→ **SHORT PROBLEM**:
Gather every line that includes the word "page", please.

☆ ☆ ☆

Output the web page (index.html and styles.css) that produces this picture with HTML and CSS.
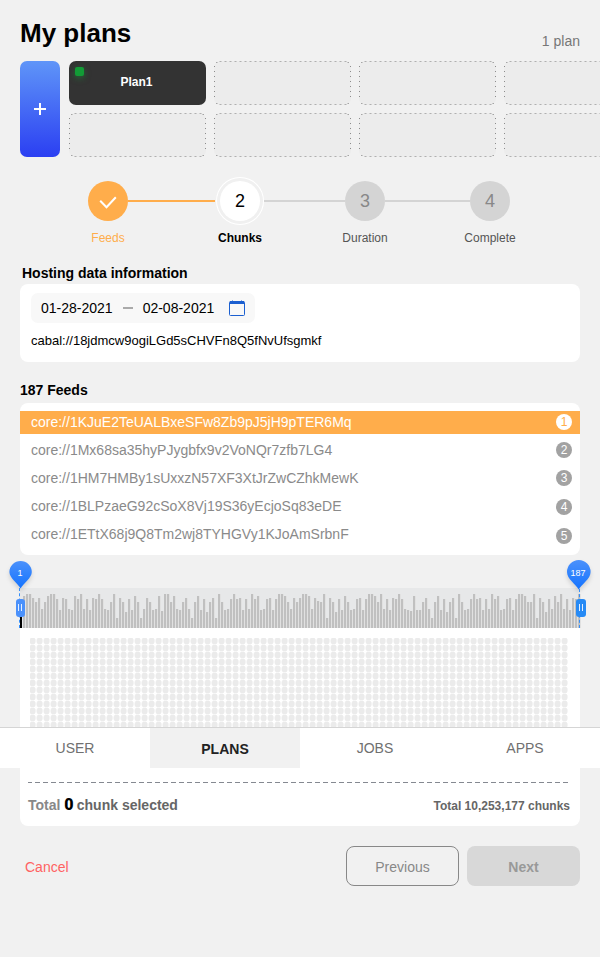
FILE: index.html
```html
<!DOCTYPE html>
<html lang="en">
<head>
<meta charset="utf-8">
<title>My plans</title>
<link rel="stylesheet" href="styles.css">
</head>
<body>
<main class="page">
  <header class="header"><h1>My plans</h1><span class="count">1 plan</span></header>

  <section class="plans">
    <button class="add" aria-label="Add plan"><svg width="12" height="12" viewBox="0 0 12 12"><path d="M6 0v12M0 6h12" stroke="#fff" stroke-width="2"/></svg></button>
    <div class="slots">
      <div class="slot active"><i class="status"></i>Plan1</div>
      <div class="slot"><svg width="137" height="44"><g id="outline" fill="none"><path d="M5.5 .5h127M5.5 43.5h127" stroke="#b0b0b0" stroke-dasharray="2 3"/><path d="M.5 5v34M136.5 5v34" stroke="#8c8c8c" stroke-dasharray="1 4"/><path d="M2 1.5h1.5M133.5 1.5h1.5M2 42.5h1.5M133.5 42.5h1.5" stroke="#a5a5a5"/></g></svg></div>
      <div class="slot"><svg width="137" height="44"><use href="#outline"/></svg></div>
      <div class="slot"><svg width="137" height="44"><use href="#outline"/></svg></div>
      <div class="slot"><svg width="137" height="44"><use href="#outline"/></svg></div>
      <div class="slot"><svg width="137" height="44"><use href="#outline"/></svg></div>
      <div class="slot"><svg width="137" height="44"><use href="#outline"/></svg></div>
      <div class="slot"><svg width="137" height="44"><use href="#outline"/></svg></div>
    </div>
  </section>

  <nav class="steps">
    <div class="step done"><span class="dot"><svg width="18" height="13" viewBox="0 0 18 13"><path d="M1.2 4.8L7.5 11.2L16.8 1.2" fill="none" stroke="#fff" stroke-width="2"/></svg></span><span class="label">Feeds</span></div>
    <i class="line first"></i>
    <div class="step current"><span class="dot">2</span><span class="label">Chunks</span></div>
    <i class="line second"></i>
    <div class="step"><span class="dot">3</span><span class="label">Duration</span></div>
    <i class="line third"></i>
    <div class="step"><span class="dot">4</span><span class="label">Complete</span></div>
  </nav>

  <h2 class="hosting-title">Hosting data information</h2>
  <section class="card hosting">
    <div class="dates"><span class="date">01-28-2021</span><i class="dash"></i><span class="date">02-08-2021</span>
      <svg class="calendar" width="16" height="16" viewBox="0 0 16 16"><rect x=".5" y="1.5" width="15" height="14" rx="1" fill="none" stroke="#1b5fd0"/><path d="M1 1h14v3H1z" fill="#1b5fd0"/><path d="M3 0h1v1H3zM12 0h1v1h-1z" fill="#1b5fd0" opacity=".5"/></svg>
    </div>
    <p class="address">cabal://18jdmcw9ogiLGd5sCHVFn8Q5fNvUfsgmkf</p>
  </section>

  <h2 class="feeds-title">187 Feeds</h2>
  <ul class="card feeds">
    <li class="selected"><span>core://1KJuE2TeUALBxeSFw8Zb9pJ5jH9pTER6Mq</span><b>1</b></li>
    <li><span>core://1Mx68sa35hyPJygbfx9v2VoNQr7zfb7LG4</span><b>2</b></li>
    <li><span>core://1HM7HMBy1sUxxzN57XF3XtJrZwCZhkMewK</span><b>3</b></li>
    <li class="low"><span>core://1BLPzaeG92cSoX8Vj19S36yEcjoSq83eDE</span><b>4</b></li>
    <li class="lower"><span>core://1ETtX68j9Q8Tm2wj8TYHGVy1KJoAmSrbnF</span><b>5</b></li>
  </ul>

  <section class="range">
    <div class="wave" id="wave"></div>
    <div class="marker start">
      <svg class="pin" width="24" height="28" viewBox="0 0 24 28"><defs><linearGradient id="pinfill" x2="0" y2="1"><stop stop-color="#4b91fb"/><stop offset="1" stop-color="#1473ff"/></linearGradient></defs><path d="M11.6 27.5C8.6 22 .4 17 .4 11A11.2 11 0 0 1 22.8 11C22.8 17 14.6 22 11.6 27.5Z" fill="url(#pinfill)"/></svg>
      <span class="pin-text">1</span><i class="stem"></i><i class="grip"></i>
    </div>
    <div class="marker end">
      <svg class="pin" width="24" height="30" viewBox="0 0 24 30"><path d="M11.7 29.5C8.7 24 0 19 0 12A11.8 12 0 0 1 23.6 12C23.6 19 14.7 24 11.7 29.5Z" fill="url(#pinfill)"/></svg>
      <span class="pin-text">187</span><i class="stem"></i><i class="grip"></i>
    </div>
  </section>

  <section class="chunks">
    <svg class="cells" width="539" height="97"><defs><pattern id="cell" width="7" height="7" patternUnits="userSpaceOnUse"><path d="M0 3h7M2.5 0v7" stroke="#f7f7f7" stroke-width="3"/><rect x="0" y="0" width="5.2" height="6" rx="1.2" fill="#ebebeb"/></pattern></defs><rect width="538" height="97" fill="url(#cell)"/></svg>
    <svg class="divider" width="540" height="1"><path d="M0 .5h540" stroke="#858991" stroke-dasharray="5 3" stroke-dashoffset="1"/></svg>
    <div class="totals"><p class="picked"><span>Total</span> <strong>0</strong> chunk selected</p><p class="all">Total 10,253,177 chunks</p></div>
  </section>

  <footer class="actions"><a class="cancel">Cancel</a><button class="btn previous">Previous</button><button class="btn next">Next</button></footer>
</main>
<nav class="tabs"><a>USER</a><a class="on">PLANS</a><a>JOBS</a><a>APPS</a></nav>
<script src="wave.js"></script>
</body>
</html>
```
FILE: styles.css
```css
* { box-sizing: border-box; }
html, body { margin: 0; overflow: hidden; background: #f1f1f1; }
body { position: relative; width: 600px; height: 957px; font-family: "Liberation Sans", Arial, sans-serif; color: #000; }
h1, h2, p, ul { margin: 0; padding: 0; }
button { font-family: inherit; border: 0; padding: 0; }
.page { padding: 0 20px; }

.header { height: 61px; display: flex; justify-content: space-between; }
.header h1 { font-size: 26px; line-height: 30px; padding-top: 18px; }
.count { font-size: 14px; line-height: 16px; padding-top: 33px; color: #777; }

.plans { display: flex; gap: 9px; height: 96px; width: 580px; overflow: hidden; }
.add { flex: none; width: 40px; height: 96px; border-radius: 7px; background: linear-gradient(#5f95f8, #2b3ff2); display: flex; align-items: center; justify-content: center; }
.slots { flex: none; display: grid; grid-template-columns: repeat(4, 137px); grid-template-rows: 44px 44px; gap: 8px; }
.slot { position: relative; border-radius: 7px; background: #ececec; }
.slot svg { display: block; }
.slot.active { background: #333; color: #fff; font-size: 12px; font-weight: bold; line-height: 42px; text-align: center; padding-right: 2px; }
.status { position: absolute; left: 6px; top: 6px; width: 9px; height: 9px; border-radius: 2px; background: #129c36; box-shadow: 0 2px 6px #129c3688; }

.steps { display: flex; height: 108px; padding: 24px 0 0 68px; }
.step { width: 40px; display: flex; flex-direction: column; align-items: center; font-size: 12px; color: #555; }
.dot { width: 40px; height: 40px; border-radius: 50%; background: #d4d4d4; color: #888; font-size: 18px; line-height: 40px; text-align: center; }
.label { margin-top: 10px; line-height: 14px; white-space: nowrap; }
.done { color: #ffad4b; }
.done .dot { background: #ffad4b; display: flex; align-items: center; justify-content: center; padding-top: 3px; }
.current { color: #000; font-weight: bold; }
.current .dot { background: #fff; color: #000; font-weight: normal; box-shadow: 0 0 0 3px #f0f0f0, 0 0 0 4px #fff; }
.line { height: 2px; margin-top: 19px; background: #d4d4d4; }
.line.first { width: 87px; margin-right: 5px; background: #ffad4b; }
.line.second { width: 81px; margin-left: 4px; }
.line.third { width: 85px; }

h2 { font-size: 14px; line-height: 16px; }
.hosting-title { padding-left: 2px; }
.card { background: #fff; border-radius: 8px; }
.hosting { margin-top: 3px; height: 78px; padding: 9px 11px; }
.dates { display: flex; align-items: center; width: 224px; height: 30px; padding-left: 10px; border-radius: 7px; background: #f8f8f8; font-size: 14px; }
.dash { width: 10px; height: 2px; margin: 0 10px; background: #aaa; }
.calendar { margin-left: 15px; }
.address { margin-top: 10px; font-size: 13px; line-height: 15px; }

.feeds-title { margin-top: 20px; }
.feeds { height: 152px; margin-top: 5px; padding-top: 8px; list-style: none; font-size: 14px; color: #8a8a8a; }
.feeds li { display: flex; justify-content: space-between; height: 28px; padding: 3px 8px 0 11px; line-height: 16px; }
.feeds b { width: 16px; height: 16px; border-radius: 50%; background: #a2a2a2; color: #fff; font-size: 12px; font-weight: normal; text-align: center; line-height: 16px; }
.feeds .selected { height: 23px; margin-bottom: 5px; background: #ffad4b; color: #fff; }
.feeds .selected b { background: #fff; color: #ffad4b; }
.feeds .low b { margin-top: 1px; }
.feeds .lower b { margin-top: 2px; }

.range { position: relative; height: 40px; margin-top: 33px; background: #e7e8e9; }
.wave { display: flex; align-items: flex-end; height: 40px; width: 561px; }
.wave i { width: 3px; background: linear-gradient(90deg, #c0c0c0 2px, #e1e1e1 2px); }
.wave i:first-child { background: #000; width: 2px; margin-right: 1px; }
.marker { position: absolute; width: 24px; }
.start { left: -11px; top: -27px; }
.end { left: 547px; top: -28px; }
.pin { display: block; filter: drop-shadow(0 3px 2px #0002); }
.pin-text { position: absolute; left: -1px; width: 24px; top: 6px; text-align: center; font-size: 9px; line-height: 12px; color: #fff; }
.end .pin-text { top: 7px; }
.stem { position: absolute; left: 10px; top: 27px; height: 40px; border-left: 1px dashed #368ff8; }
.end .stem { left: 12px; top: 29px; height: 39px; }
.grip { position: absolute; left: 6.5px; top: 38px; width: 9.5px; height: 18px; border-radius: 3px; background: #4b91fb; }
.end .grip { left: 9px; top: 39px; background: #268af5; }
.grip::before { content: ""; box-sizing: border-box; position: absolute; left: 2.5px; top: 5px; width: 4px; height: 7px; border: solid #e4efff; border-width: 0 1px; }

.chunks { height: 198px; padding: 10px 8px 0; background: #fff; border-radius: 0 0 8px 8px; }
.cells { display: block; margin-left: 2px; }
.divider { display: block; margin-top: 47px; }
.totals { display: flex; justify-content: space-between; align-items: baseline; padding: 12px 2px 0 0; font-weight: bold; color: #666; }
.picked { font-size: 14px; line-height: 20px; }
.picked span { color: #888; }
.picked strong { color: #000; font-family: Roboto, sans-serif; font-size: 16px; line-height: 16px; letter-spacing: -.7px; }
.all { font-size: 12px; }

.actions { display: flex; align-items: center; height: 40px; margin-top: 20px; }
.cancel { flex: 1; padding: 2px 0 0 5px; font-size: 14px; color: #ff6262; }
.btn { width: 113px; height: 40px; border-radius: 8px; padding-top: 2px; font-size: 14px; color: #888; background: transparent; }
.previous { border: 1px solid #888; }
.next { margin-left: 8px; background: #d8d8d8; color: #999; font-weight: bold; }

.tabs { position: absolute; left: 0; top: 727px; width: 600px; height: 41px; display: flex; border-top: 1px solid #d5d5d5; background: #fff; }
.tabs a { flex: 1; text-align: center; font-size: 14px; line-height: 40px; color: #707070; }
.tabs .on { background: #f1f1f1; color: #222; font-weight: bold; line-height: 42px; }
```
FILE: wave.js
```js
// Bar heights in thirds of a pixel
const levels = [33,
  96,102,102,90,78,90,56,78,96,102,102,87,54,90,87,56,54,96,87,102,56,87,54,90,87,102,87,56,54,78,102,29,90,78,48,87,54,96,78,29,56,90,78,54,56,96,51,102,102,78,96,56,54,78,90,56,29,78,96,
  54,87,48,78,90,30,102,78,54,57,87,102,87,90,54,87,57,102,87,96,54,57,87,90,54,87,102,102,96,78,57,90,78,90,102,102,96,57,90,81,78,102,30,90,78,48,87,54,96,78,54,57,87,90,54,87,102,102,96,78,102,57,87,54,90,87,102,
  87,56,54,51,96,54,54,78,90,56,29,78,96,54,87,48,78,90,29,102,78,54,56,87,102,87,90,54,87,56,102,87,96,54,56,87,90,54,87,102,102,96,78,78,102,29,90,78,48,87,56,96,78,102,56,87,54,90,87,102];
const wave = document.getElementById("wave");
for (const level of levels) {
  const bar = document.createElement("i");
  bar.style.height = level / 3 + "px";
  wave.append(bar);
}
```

☆ ☆ ☆

→ **ANSWER TO THIS PROBLEM**:
Output the web page (index.html and styles.css) that produces this picture with HTML and CSS.
<main class="page">
.page { padding: 0 20px; }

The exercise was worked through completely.